Becoming a homeowner involves an initial investment – in the form of a substantial down payment – as well as an ongoing investment commitment. For most people, that ongoing commitment is a full 360 months long – a long time!

For the first few years of making your mortgage payments, almost the entire payment goes toward paying the interest on your loan – while very little goes toward paying down your principal balance. However, at some point you find that you have made some substantial progress toward paying down your loan principal. At that point, if not sooner, you have built up some equity in your home.

Equity can be defined simply as the difference between your home’s value and the amount you currently owe on your mortgage loan. As a homeowner with equity, you may be in the position to borrow against that equity in the form of an equity loan, using the resulting cash however you see fit.

However, if you have a bad credit score, by approaching most lenders you may be facing somewhat of a challenge in terms of what you can qualify for – if you can qualify at all. If you are interested in getting bad credit equity loan approval, here are 5 tips for getting loan approval:

1. Understand what it takes to qualify for an equity loan:
As mentioned above, you will need to have some equity in your home in order to take out this type of loan. To figure out whether you do, just subtract your current mortgage’s outstanding balance from your home’s current market value.
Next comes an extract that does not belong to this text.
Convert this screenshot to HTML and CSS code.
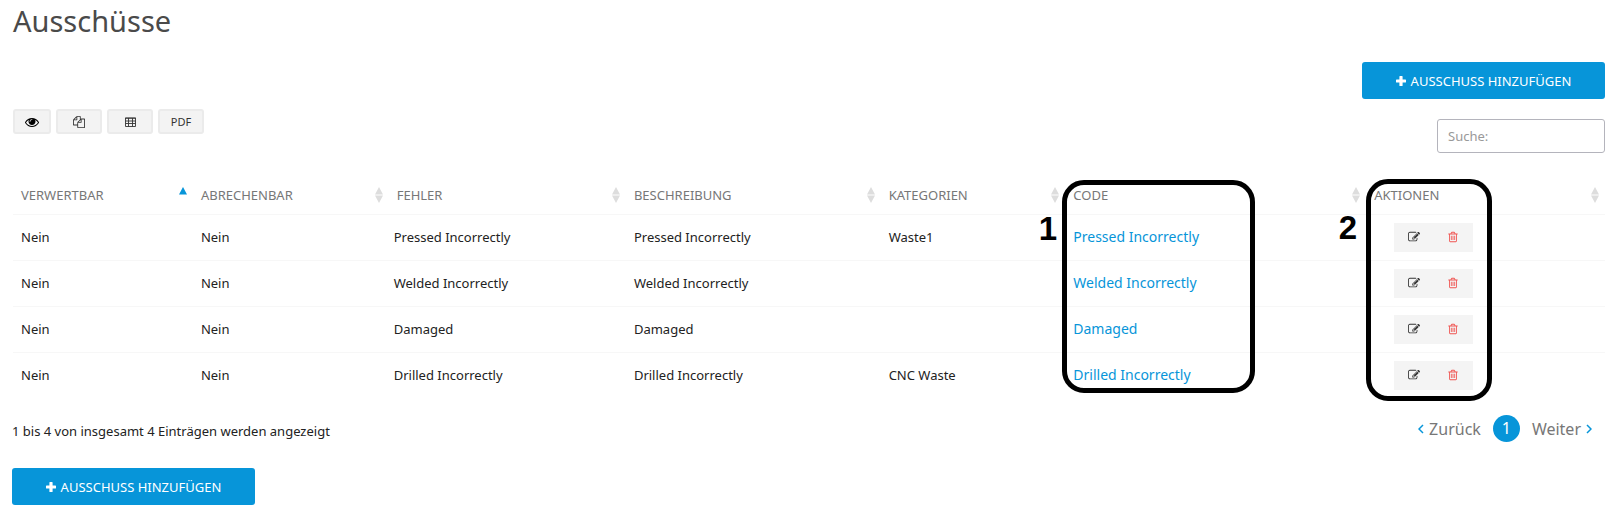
FILE: index.html
```html
<!DOCTYPE html>
<html lang="de">
<head>
<meta charset="utf-8">
<title>Ausschüsse</title>
<link rel="stylesheet" href="styles.css">
</head>
<body>
<svg class="sprite" aria-hidden="true">
  <symbol id="eye" viewBox="0 0 1792 1792"><path d="M1664 960q-152-236-381-353 61 104 61 225 0 185-131.500 316.500t-316.500 131.500-316.500-131.500-131.500-316.500q0-121 61-225-229 117-381 353 133 205 333.500 326.500t434.500 121.500 434.500-121.500 333.500-326.500zm-720-384q0-20-14-34t-34-14q-125 0-214.500 89.500t-89.500 214.500q0 20 14 34t34 14 34-14 14-34q0-86 61-147t147-61q20 0 34-14t14-34zm848 384q0 34-20 69-140 230-376.500 368.500t-499.500 138.500-499.500-139-376.500-368q-20-35-20-69t20-69q140-229 376.500-368t499.500-139 499.500 139 376.500 368q20 35 20 69z"/></symbol>
  <symbol id="copy" viewBox="0 0 1792 1792"><path d="M1696 384q40 0 68 28t28 68v1216q0 40-28 68t-68 28h-960q-40 0-68-28t-28-68v-288h-544q-40 0-68-28t-28-68v-672q0-40 20-88t48-76l408-408q28-28 76-48t88-20h416q40 0 68 28t28 68v328q68-40 128-40h416zm-544 213l-299 299h299v-299zm-640-384l-299 299h299v-299zm196 647l316-316v-416h-384v416q0 40-28 68t-68 28h-416v640h512v-256q0-40 20-88t48-76zm956 804v-1152h-384v416q0 40-28 68t-68 28h-416v640h896z"/></symbol>
  <symbol id="grid" viewBox="0 0 11 10"><path d="M.5 1h10v8.500H.5zM0 1.200h11M.5 4h10M.5 6.500h10M3.500 1v8.500M7.500 1v8.500" fill="none" stroke="currentColor" stroke-width=".9"/></symbol>
  <symbol id="plus" viewBox="0 0 10 10"><path d="M4 0h2q.6 0 .6.600v2.800h2.800q.6 0 .6.600v2q0 .6-.6.600H6.600v2.800q0 .6-.6.600H4q-.6 0-.6-.6V6.600H.6Q0 6.600 0 6V4q0-.6.600-.6h2.800V.6Q3.400 0 4 0z"/></symbol>
  <symbol id="edit" viewBox="0 0 1792 1792"><path d="M888 1184l116-116-152-152-116 116v56h96v96h56zm440-720q-16-16-33 1l-350 350q-17 17-1 33t33-1l350-350q17-17 1-33zm80 594v190q0 119-84.500 203.500t-203.500 84.500h-832q-119 0-203.500-84.500t-84.500-203.500v-832q0-119 84.500-203.500t203.500-84.500h832q63 0 117 25 15 7 18 23 3 17-9 29l-49 49q-14 14-32 8-23-6-45-6h-832q-66 0-113 47t-47 113v832q0 66 47 113t113 47h832q66 0 113-47t47-113v-126q0-13 9-22l64-64q15-15 35-7t20 29zm-96-738l288 288-672 672h-288v-288zm444 132l-92 92-288-288 92-92q28-28 68-28t68 28l152 152q28 28 28 68t-28 68z"/></symbol>
  <symbol id="trash" viewBox="0 0 1792 1792"><path d="M704 736v576q0 14-9 23t-23 9h-64q-14 0-23-9t-9-23v-576q0-14 9-23t23-9h64q14 0 23 9t9 23zm256 0v576q0 14-9 23t-23 9h-64q-14 0-23-9t-9-23v-576q0-14 9-23t23-9h64q14 0 23 9t9 23zm256 0v576q0 14-9 23t-23 9h-64q-14 0-23-9t-9-23v-576q0-14 9-23t23-9h64q14 0 23 9t9 23zm128 724v-948h-896v948q0 22 7 40.500t14.500 27 10.500 8.500h832q3 0 10.500-8.500t14.500-27 7-40.500zm-672-1076h448l-48-117q-7-9-17-11h-317q-10 2-17 11zm928 32v64q0 14-9 23t-23 9h-96v948q0 83-47 143.500t-113 60.500h-832q-66 0-113-58.500t-47-141.500v-952h-96q-14 0-23-9t-9-23v-64q0-14 9-23t23-9h309l70-167q15-37 54-63t79-26h320q40 0 79 26t54 63l70 167h309q14 0 23 9t9 23z"/></symbol>
  <symbol id="left" viewBox="0 0 6 10"><path d="M5 1L1 5l4 4" fill="none" stroke="currentColor" stroke-width="1.500"/></symbol>
  <symbol id="right" viewBox="0 0 6 10"><path d="M1 1l4 4-4 4" fill="none" stroke="currentColor" stroke-width="1.500"/></symbol>
  <symbol id="sort" viewBox="0 0 8 16"><path d="M4 0l4 7.500H0zM0 8.500h8l-4 7.500z"/></symbol>
  <symbol id="asc" viewBox="0 0 8 16"><path d="M4 0l4 7.500H0z"/></symbol>
</svg>
<main class="page">
  <h1 class="title">Ausschüsse</h1>
  <div class="add-row">
    <button class="primary" type="button"><svg class="icon-plus"><use href="#plus"/></svg>AUSSCHUSS HINZUFÜGEN</button>
  </div>
  <div class="toolbar">
    <div class="tools">
      <button class="tool tool-view" type="button" aria-label="Spalten anzeigen"><svg class="icon-eye"><use href="#eye"/></svg></button>
      <button class="tool" type="button" aria-label="Kopieren"><svg class="icon-tool"><use href="#copy"/></svg></button>
      <button class="tool" type="button" aria-label="Tabelle exportieren"><svg class="icon-grid"><use href="#grid"/></svg></button>
      <button class="tool" type="button">PDF</button>
    </div>
    <input class="search" type="search" placeholder="Suche:" aria-label="Suche">
  </div>
  <div class="table-area">
    <table class="scraps">
      <colgroup>
        <col class="col-usable"><col class="col-billable"><col class="col-error"><col class="col-description"><col class="col-category"><col class="col-code"><col class="col-actions">
      </colgroup>
      <thead>
        <tr>
          <th><span class="head">VERWERTBAR<svg class="sort sort-active"><use href="#asc"/></svg></span></th>
          <th><span class="head">ABRECHENBAR<svg class="sort"><use href="#sort"/></svg></span></th>
          <th><span class="head">FEHLER<svg class="sort"><use href="#sort"/></svg></span></th>
          <th><span class="head">BESCHREIBUNG<svg class="sort"><use href="#sort"/></svg></span></th>
          <th><span class="head">KATEGORIEN<svg class="sort"><use href="#sort"/></svg></span></th>
          <th><span class="head">CODE<svg class="sort"><use href="#sort"/></svg></span></th>
          <th><span class="head">AKTIONEN<svg class="sort"><use href="#sort"/></svg></span></th>
        </tr>
      </thead>
      <tbody>
        <tr>
          <td>Nein</td><td>Nein</td><td class="error">Pressed Incorrectly</td><td>Pressed Incorrectly</td><td>Waste1</td>
          <td><a class="code" href="#">Pressed Incorrectly</a></td>
          <td><div class="actions"><button class="action" type="button" aria-label="Bearbeiten"><svg class="icon-action"><use href="#edit"/></svg></button><button class="action delete" type="button" aria-label="Löschen"><svg class="icon-action"><use href="#trash"/></svg></button></div></td>
        </tr>
        <tr>
          <td>Nein</td><td>Nein</td><td class="error">Welded Incorrectly</td><td>Welded Incorrectly</td><td></td>
          <td><a class="code" href="#">Welded Incorrectly</a></td>
          <td><div class="actions"><button class="action" type="button" aria-label="Bearbeiten"><svg class="icon-action"><use href="#edit"/></svg></button><button class="action delete" type="button" aria-label="Löschen"><svg class="icon-action"><use href="#trash"/></svg></button></div></td>
        </tr>
        <tr>
          <td>Nein</td><td>Nein</td><td class="error">Damaged</td><td>Damaged</td><td></td>
          <td><a class="code" href="#">Damaged</a></td>
          <td><div class="actions"><button class="action" type="button" aria-label="Bearbeiten"><svg class="icon-action"><use href="#edit"/></svg></button><button class="action delete" type="button" aria-label="Löschen"><svg class="icon-action"><use href="#trash"/></svg></button></div></td>
        </tr>
        <tr>
          <td>Nein</td><td>Nein</td><td class="error">Drilled Incorrectly</td><td>Drilled Incorrectly</td><td>CNC Waste</td>
          <td><a class="code" href="#">Drilled Incorrectly</a></td>
          <td><div class="actions"><button class="action" type="button" aria-label="Bearbeiten"><svg class="icon-action"><use href="#edit"/></svg></button><button class="action delete" type="button" aria-label="Löschen"><svg class="icon-action"><use href="#trash"/></svg></button></div></td>
        </tr>
      </tbody>
    </table>
    <div class="callout callout-code"><span class="callout-number">1</span></div>
    <div class="callout callout-actions"><span class="callout-number">2</span></div>
  </div>
  <div class="table-footer">
    <p class="summary">1 bis 4 von insgesamt 4 Einträgen werden angezeigt</p>
    <nav class="pager" aria-label="Seiten">
      <a class="page-link" href="#"><svg class="chevron"><use href="#left"/></svg>Zurück</a>
      <a class="page-current" href="#" aria-current="page">1</a>
      <a class="page-link" href="#">Weiter<svg class="chevron"><use href="#right"/></svg></a>
    </nav>
  </div>
  <button class="primary" type="button"><svg class="icon-plus"><use href="#plus"/></svg>AUSSCHUSS HINZUFÜGEN</button>
</main>
</body>
</html>
```
FILE: styles.css
```css
* { box-sizing: border-box; }

body {
  margin: 0;
  background: #fff;
  color: #222;
  font: 13px/20px "Noto Sans", "Open Sans", sans-serif;
}

button, input { font: inherit; }
svg { fill: currentColor; flex: none; }
.sprite { display: none; }
.page { padding: 0 11px 14px 12px; }

.title {
  margin: 0;
  padding-left: 1px;
  color: #4a4a4a;
  font-size: 29px;
  font-weight: 400;
  line-height: 42px;
}

.add-row {
  display: flex;
  justify-content: flex-end;
  padding-top: 20px;
}

.primary {
  display: flex;
  align-items: center;
  justify-content: center;
  gap: 5px;
  min-width: 243px;
  height: 37px;
  padding: 0 28px;
  border: 0;
  border-radius: 3px;
  background: #0795d9;
  color: #fff;
}

.icon-plus { width: 10px; height: 10px; }

.toolbar {
  display: flex;
  justify-content: space-between;
  align-items: flex-start;
  padding-top: 10px;
}

.tools { display: flex; gap: 5px; padding-left: 1px; }

.tool {
  display: flex;
  align-items: center;
  justify-content: center;
  width: 46px;
  height: 25px;
  padding: 0;
  border: 2px solid #ebebeb;
  border-radius: 3px;
  background: #f3f3f3;
  color: #333;
  font-size: 11px;
}

.tool-view { width: 38px; color: #000; }
.icon-eye { width: 14px; height: 14px; }
.icon-tool { width: 12px; height: 12px; }
.icon-grid { width: 11px; height: 10px; }

.search {
  width: 168px;
  height: 34px;
  margin-top: 10px;
  padding: 0 10px;
  border: 1px solid #b4b4bc;
  border-radius: 3px;
  background: #fff;
  appearance: none;
}

.search::placeholder { color: #999; }

.table-area {
  position: relative;
  margin: 23px 0 0 1px;
}

.scraps {
  width: 100%;
  table-layout: fixed;
  border-collapse: collapse;
}

.col-usable { width: 11.3%; }
.col-billable { width: 12.3%; }
.col-error { width: 14.9%; }
.col-description { width: 16%; }
.col-category { width: 11.6%; }
.col-code { width: 18.9%; }
.col-actions { width: 15%; }

.scraps th {
  height: 38px;
  padding: 0 6px 0 8px;
  color: #777;
  font-weight: 400;
  text-align: left;
}

.head {
  display: flex;
  justify-content: space-between;
  align-items: center;
}

.sort { width: 8px; height: 16px; color: #ddd; }
.sort-active { color: #0795d9; }

.scraps td {
  height: 46px;
  padding: 0 8px;
  border-top: 1px solid #f7f7f7;
}

.scraps .error { padding-left: 5px; }

.code {
  color: #0795d9;
  font-size: 14px;
  text-decoration: none;
}

.actions {
  display: flex;
  width: 79px;
  height: 29px;
  margin-left: 20px;
  background: #f4f4f4;
}

.action {
  display: flex;
  flex: 1;
  align-items: center;
  justify-content: center;
  padding: 0;
  border: 0;
  background: none;
  color: #333;
}

.delete { color: #ef5350; }
.icon-action { width: 12px; height: 12px; }

.callout {
  position: absolute;
  border: 5px solid #000;
  border-radius: 22px;
  pointer-events: none;
}

.callout-code { top: 4px; bottom: 5px; left: 65.9%; width: 12.1%; }
.callout-actions { top: 3px; bottom: -3px; left: 85%; width: 7.9%; }

.callout-number {
  position: absolute;
  top: 24px;
  right: 100%;
  padding-right: 10px;
  color: #000;
  font: bold 33px/40px "Liberation Sans", Arial, sans-serif;
}

.callout-actions .callout-number { padding-right: 14px; }

.table-footer {
  display: flex;
  justify-content: space-between;
  padding-top: 17px;
}

.summary { margin: 0; padding-top: 6px; }

.pager {
  display: flex;
  align-items: center;
  gap: 12px;
  height: 27px;
  margin-bottom: 26px;
  padding-right: 13px;
  font-size: 16px;
}

.page-link {
  display: flex;
  align-items: center;
  gap: 5px;
  color: #777;
  text-decoration: none;
}

.chevron { width: 6px; height: 10px; color: #0795d9; }

.page-current {
  width: 27px;
  border-radius: 50%;
  background: #0795d9;
  color: #fff;
  line-height: 27px;
  text-align: center;
  text-decoration: none;
}
```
Next, you will need to determine how much you can borrow from the typical lender.

2. To find out how much you can likely borrow, determine your LTV ratio:
Most mortgage lenders prefer to extend home equity loans whereby the resulting loan-to-value (LTV) ratio is no more than 80%.
To determine your would-be LTV, start by determining how much you owe on your existing mortgage balance. Let’s call that M. Now, estimate the current value of your home if it were to be sold on the market today. Let’s call that V.

For an 80% home to value loan, here is how to calculate how much you can borrow:

Maximum you can borrow in home equity loan = (V x 80%) – M
Meanwhile, for a 70% LTV loan, calculate it this way:
Maximum you can borrow in home equity loan = (V x 70%) – M
As long as the result is greater than zero, that is how much you can borrow with that type of loan. What if you need to borrow more than an 80% LTV loan allows? Don’t panic. Some banks are willing to extend 100% or even 125% LTV loans.

3. Become familiar with your credit report:
Now that you know how much you may be able to realistically borrow, it is time to become familiar with your credit report. Go ahead and request your latest report from Experian, TransUnion and Equifax. Find out not only what your exact credit score is on each report, but also go through each report and take notes on any outstanding items. You may want to be able to explain these to a would-be lender.

4. Prepare employment documentation:
As you start applying for loans, you will want to approach not just any given home loan lender. Rather, you will want to approach bad credit equity loan lenders, in particular. These lenders are specialists in looking at not only your credit score, but a number of other factors – including those on your credit reports (see #3 above) to determine whether you represent a creditworthy borrower. One of these factors could be your employment history. Prepare any documentation that shows your current and/or recent employment status details in case you are asked.

5. Widen your field of choices when applying:
Make sure that as you seek out bad credit equity lenders you apply to at least 4-6 lenders. Why this many? Because, while you will likely be tempted to accept the first loan offer you receive, it is a very good idea to follow through with applying to other lenders. It may be that the last one you apply to is the one that offers you the best interest rate.